Start monitoring your service today 👨🔬
If you are a software engineer in a tech company you probably hear a lot about observability and monitoring, but most of us don’t know how to answer the most basic question like what do we need to monitor? How do we start monitoring our system?
But first… Definition of observability/monitoring
An observable software system provides the ability to understand any issue that arises. Conventionally, the three pillars of observability data are metrics, logs and traces.
https://www.dynatrace.com/monitoring/platform/observabilityMonitoring is tooling or a technical solution that allows teams to watch and understand the state of their systems. Monitoring is based on gathering predefined sets of metrics or logs.
https://cloud.google.com/architecture/devops/devops-measurement-monitoring-and-observability
Ok… from this we understand that what we want is to add to our systems the capability of exposing data about itself in a way ourselves and other engineers can understand what is happening in the system without knowing its internals.
And why?
Now that we know what monitoring is we need to understand why we want this capability.
To convince you I'll list down some of the benefits I see:
- Increase productivity while dealing with bugs
- Understand service perfomance behavior over time
- Find places for performance improvements (bottlenecks)
- Prevent wasting resources
- Help defining SLA (Service Level Agreement) and monitor them
- Understand service throughput capacity
- Define alarms
There might be a couple of other benefits that I didn't list here but, in order to achieve all this, we need to understand what we should monitor and how to start.
What we should monitor?
It depends ✨
Each service has its own capabilities and you need to understand them before creating any metric. But I won't let you withou any concrete examples 😅
There are some metrics that will benefit almost any kind of service that you build and here is a list ofsome of them.
HTTP communication
Considering your service exposes HTTP endpoints and interact with other services via HTTP, you should measure:
- Requests received:
Count and latency by method, path and status-code - Requests sent:
Count and latency by method, path and status-code
Resources utilization
It’s always interesting to understand how much resources your service needs and its behavior over time. This helps you to identify, for example, memory leaks and unused resources.
- Memory consumption
- CPU consumption
- CPU throttling
Database utilization
One of the most common system bottlenecks is the Database. There might exist bad queries, indexes missing, pool size limits and many other issues. This will vary according to the DB you use but some simple and valuables metrics are:
- Query execution time (with query identification)
- Pool size monitoring
Async process
Considering your services makes use of something like a message broker (kafka, rabbitMQ) you could measure:
- Count of messages not processed (lag) by topic
- Count of errors while processing messages (deadletters) by topic
- Messages consumption throughput by topic
Exceptions
You should also enable your service to provide qualitative data about exceptions and, for that, you can use logs (Logging definition). Some of most important logs you should have are:
- Error details on 5xx/4xx HTTP requests (received or sent)
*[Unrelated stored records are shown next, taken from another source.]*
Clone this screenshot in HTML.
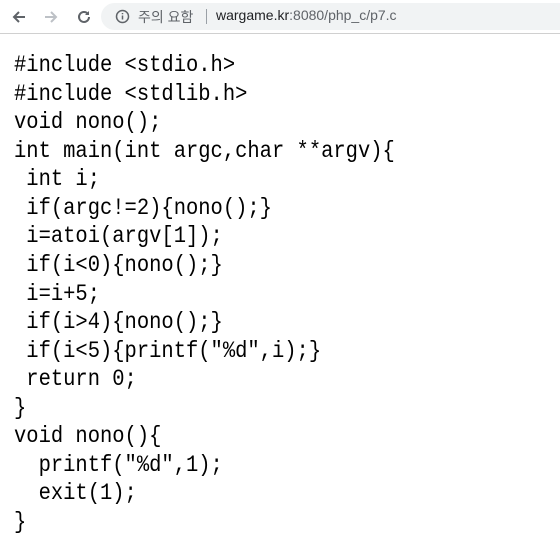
<!DOCTYPE html>
<html><head><meta charset="utf-8"><style>
body{margin:0;width:560px;height:541px;background:#fff;overflow:hidden;position:relative}
.bar{position:absolute;left:0;top:0;width:560px;height:33px;background:#fff;border-bottom:1px solid #d0d0d0}
.url{position:absolute;left:101px;top:3px;width:480px;height:27px;border-radius:14px;background:#f1f3f4}
.t{position:absolute;top:7px;font-family:"Liberation Sans","Noto Sans CJK KR",sans-serif;font-size:14px;color:#5f6368;white-space:nowrap}
pre{position:absolute;left:14px;top:51px;margin:0;font-family:"Liberation Mono",monospace;font-size:23px;line-height:28.56px;color:#000;transform:scaleX(0.89);transform-origin:0 0}
</style></head><body>
<div class="bar">
<svg style="position:absolute;left:10px;top:8px" width="18" height="18" viewBox="0 0 18 18"><path d="M15 9H4M9 4L4 9l5 5" stroke="#5f6368" stroke-width="2" fill="none"/></svg>
<svg style="position:absolute;left:42px;top:8px" width="18" height="18" viewBox="0 0 18 18"><path d="M3 9h11M9 4l5 5-5 5" stroke="#bdc1c6" stroke-width="2" fill="none"/></svg>
<svg style="position:absolute;left:75px;top:8px" width="18" height="18" viewBox="0 0 18 18"><path d="M14 9a5 5 0 1 1-1.5-3.6" stroke="#5f6368" stroke-width="2" fill="none"/><path d="M14 3v4h-4z" fill="#5f6368"/></svg>
<div class="url"></div>
<svg style="position:absolute;left:115px;top:9px" width="15" height="15" viewBox="0 0 15 15"><circle cx="7.5" cy="7.5" r="6" stroke="#5f6368" stroke-width="1.5" fill="none"/><path d="M7.5 6.5v4M7.5 4v1.3" stroke="#5f6368" stroke-width="1.5"/></svg>
<span class="t" style="left:138px">주의 요함</span>
<span style="position:absolute;left:206px;top:9px;width:1px;height:15px;background:#9aa0a6"></span>
<span class="t" style="left:216px"><span style="color:#202124">wargame.kr</span>:8080/php_c/p7.c</span>
</div>
<pre>#include &lt;stdio.h&gt;
#include &lt;stdlib.h&gt;
void nono();
int main(int argc,char **argv){
 int i;
 if(argc!=2){nono();}
 i=atoi(argv[1]);
 if(i&lt;0){nono();}
 i=i+5;
 if(i&gt;4){nono();}
 if(i&lt;5){printf("%d",i);}
 return 0;
}
void nono(){
  printf("%d",1);
  exit(1);
}</pre>
</body></html>
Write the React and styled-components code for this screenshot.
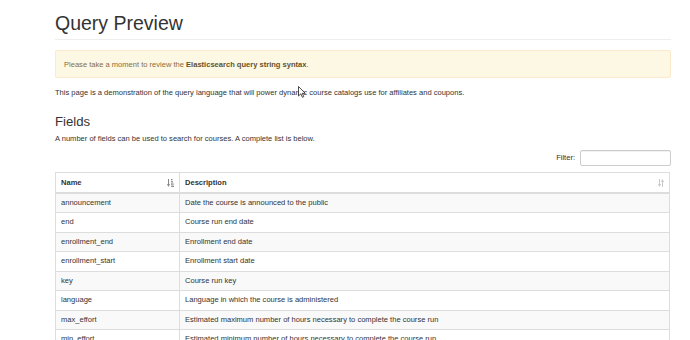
import React from 'react'
import styled, {createGlobalStyle} from 'styled-components'

const GlobalStyle = createGlobalStyle`
	html, body {
		margin: 0;
		padding: 0;
		background: #fff;
	}
	body {
		font-family: "Liberation Sans", Arial, sans-serif;
		font-size: 7.55px;
		line-height: 11px;
		color: #333;
	}
`

const Container = styled.div`
	position: relative;
	width: 616px;
	margin-left: 55px;
	padding-top: 12px;
`

const PageHeader = styled.div`
	padding-bottom: 5px;
	border-bottom: 1px solid #eee;
`

const Title = styled.h1`
	margin: 0;
	font-size: 19.5px;
	line-height: 22px;
	font-weight: 400;
	color: #333;
`

const Alert = styled.div`
	margin-top: 10px;
	padding: 7.5px 8px;
	background: #fcf8e3;
	border: 1px solid #faebcc;
	border-radius: 2px;
	color: #8a6d3b;
`

const AlertLink = styled.a`
	font-weight: 700;
	color: #66512c;
	text-decoration: none;
`

const Lead = styled.p`
	margin: ${p => p.$top || 0}px 0 0;
`

const Section = styled.h2`
	margin: 16px 0 0;
	font-size: 13.2px;
	line-height: 15.4px;
	font-weight: 400;
`

const FilterRow = styled.div`
	display: flex;
	justify-content: flex-end;
	align-items: center;
	gap: 5px;
	margin-top: 6px;
	color: #333;
`

const FilterInput = styled.input`
	box-sizing: border-box;
	width: 91px;
	height: 16px;
	margin: 0;
	border: 1px solid #ccc;
	border-radius: 2px;
	box-shadow: inset 0 1px 1px rgba(0, 0, 0, 0.06);
	font: inherit;
`

const Table = styled.table`
	width: 615px;
	margin-top: 6px;
	border-collapse: collapse;
	table-layout: fixed;
	border: 1px solid #ddd;
`

const HeadCell = styled.th`
	position: relative;
	padding: 4px 5px;
	line-height: 11px;
	text-align: left;
	font-weight: 700;
	border: 1px solid #ddd;
	border-bottom-width: 2px;
`

const SortIcon = styled.svg`
	position: absolute;
	right: ${p => p.$right}px;
	top: 6px;
`

const Row = styled.tr`
	background: ${p => (p.$striped ? '#f9f9f9' : '#fff')};
`

const Cell = styled.td`
	padding: 4px 5px;
	line-height: 10.5px;
	border: 1px solid #ddd;
	white-space: nowrap;
	overflow: hidden;
`

const Cursor = styled.svg`
	position: absolute;
	left: 243px;
	top: 86px;
`

const fields = [
	['announcement', 'Date the course is announced to the public'],
	['end', 'Course run end date'],
	['enrollment_end', 'Enrollment end date'],
	['enrollment_start', 'Enrollment start date'],
	['key', 'Course run key'],
	['language', 'Language in which the course is administered'],
	['max_effort', 'Estimated maximum number of hours necessary to complete the course run'],
	['min_effort', 'Estimated minimum number of hours necessary to complete the course run'],
]

function SortAsc() {
	return (
		<SortIcon $right={5} width="7" height="8" viewBox="0 0 7 8">
			<g fill="#888">
				<rect x="1" y="0" width="1" height="6" />
				<polygon points="0,5 3,5 1.5,8" />
				<rect x="4" y="0" width="1.5" height="1.3" />
				<rect x="4" y="2.2" width="2" height="1.3" />
				<rect x="4" y="4.4" width="2.6" height="1.3" />
				<rect x="4" y="6.6" width="3" height="1.3" />
			</g>
		</SortIcon>
	)
}

function SortBoth() {
	return (
		<SortIcon $right={5} width="6" height="8" viewBox="0 0 6 8">
			<g fill="#c8c8c8">
				<rect x="1" y="0" width="1" height="6" />
				<polygon points="0,5 3,5 1.5,8" />
				<rect x="4" y="2" width="1" height="6" />
				<polygon points="3,3 6,3 4.5,0" />
			</g>
		</SortIcon>
	)
}

export default function App() {
	return (
		<Container>
			<GlobalStyle />
			<PageHeader>
				<Title>Query Preview</Title>
			</PageHeader>
			<Alert>
				Please take a moment to review the <AlertLink>Elasticsearch query string syntax</AlertLink>.
			</Alert>
			<Lead $top={9}>
				This page is a demonstration of the query language that will power dynamic course catalogs use for
				affiliates and coupons.
			</Lead>
			<Section>Fields</Section>
			<Lead $top={3.5}>A number of fields can be used to search for courses. A complete list is below.</Lead>
			<FilterRow>
				<label>Filter:</label>
				<FilterInput type="search" />
			</FilterRow>
			<Table>
				<colgroup>
					<col style={{width: 124}} />
					<col />
				</colgroup>
				<thead>
					<tr>
						<HeadCell>
							Name
							<SortAsc />
						</HeadCell>
						<HeadCell>
							Description
							<SortBoth />
						</HeadCell>
					</tr>
				</thead>
				<tbody>
					{fields.map(([name, desc], i) => (
						<Row key={i} $striped={i % 2 === 0}>
							<Cell>{name}</Cell>
							<Cell>{desc}</Cell>
						</Row>
					))}
				</tbody>
			</Table>
			<Cursor width="8" height="12" viewBox="0 0 8 12">
				<path d="M0.5 0.5 L0.5 10 L2.8 7.8 L4.4 11.3 L5.8 10.7 L4.3 7.3 L7.3 7.3 Z" fill="#fff" stroke="#222" strokeWidth="0.8" />
			</Cursor>
		</Container>
	)
}
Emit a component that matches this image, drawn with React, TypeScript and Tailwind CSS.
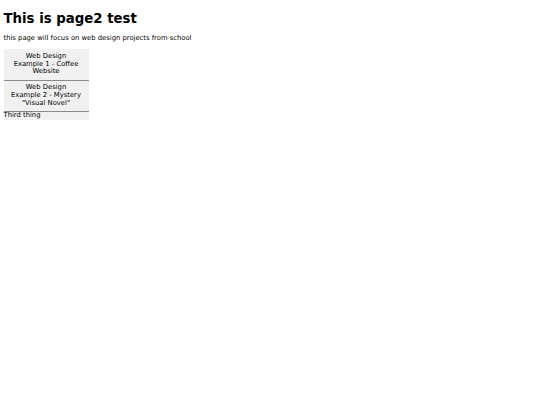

- Error details when processing a message
And how do we expose this data?
Now that you already have an idea of what you could expose you need to understand how to instrument your application and how to visualize all this data.
Instrumenting
Quantitative: the most common way of exposing counter and histogram like metrics is using Prometheus.
Using Prometheus is not that hard but it’s a whole topic for itself and I’ll leave it’s details for future articles
Qualitative: logs are simple and easy. To start you can just define a structure for your Logs and print it to STDOUT.
Things can get incredibly complicated here but we’ll also cover this is another article
Ps: Instrument you systems in a way it can be easily replicated to other services. Don’t let it became an overhead while developing new features.
Visualization
To create dashboards, alarms and make efficient use of all this data you could use something like Grafana.
Also a whole topic itself, not in this article scope. Sorry.
Conclusion
Give monitoring a try. It will certainly increase your team productivity, confidence on shipping new features and service quality, efficiency and performance.
Appendix
Sorry for not going deeper in details about each topic but I don’t want to overfeed you with a bunch of details of implementation here. This is not the goal of this article.